I like that answer a lot, it really made me wonder what happened in South Africa. What did you learn while you were there?
It was one of the most humbling things I’ve ever partaken in. While I was out there, just to hear some of the stories, it’s really driven me to go so much harder with this business. One child that we supported, when he was six years old, he saw his dad stabbed to death in front of him. He’s 10 years old now. He’s part of the House Of Wells charity that we support, and he has been truanting and not going to school as much, his mum was struggling to even give him a school uniform, so what actually happened is that his confidence has been knocked so much by not having the right clothes. So we got him a full set of school uniform from the sales of the watches, and the reports were amazing. It drove him to go back to school just because he’d got school uniform, and then he was so excited to be going back. He was so grateful and humbled by it all and he felt loved, where he hadn’t in the past. So, to me, that’s what’s really opened my eyes and pushed me to even more driven. It’s literally changing a child’s life.

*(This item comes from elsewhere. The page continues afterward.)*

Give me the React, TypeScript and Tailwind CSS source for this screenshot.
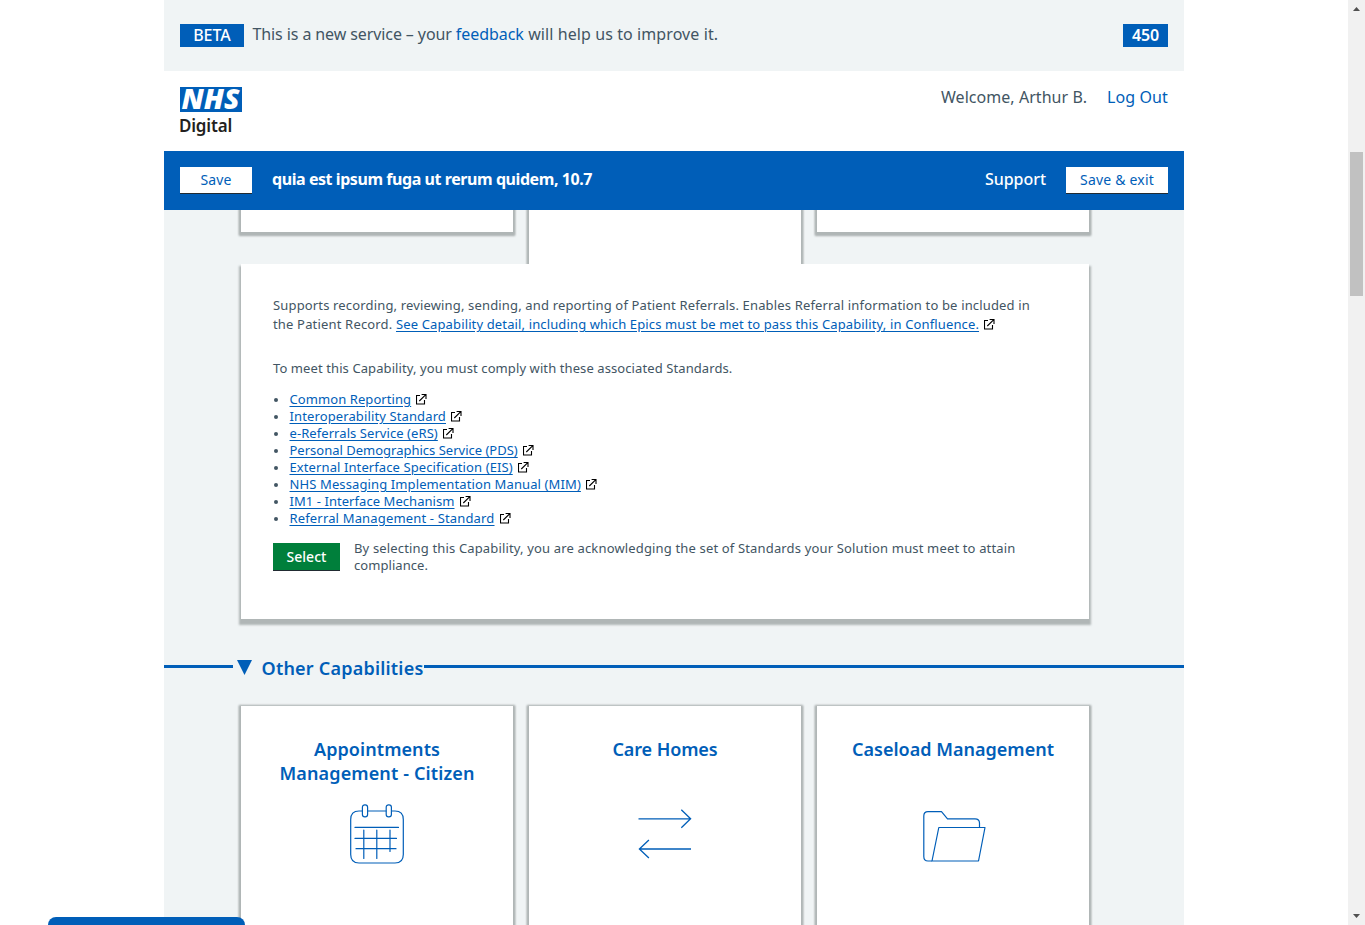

William Adoasi in South Africa with children
I’d definitely say humble yourself and take advice from others. Just open up your mind to receive advice from others. One thing I love to do as much as possible is watch videos about “zero to hero” success stories, it’s crazy to see someone who comes from nothing make it. I don’t read as much as I should but definitely read up on people who have made it from nothing, watch as many documentaries on these people. If you’re hearing these good stories then you can see what people have overcome, and then you don’t think about the fears, you think about the potential.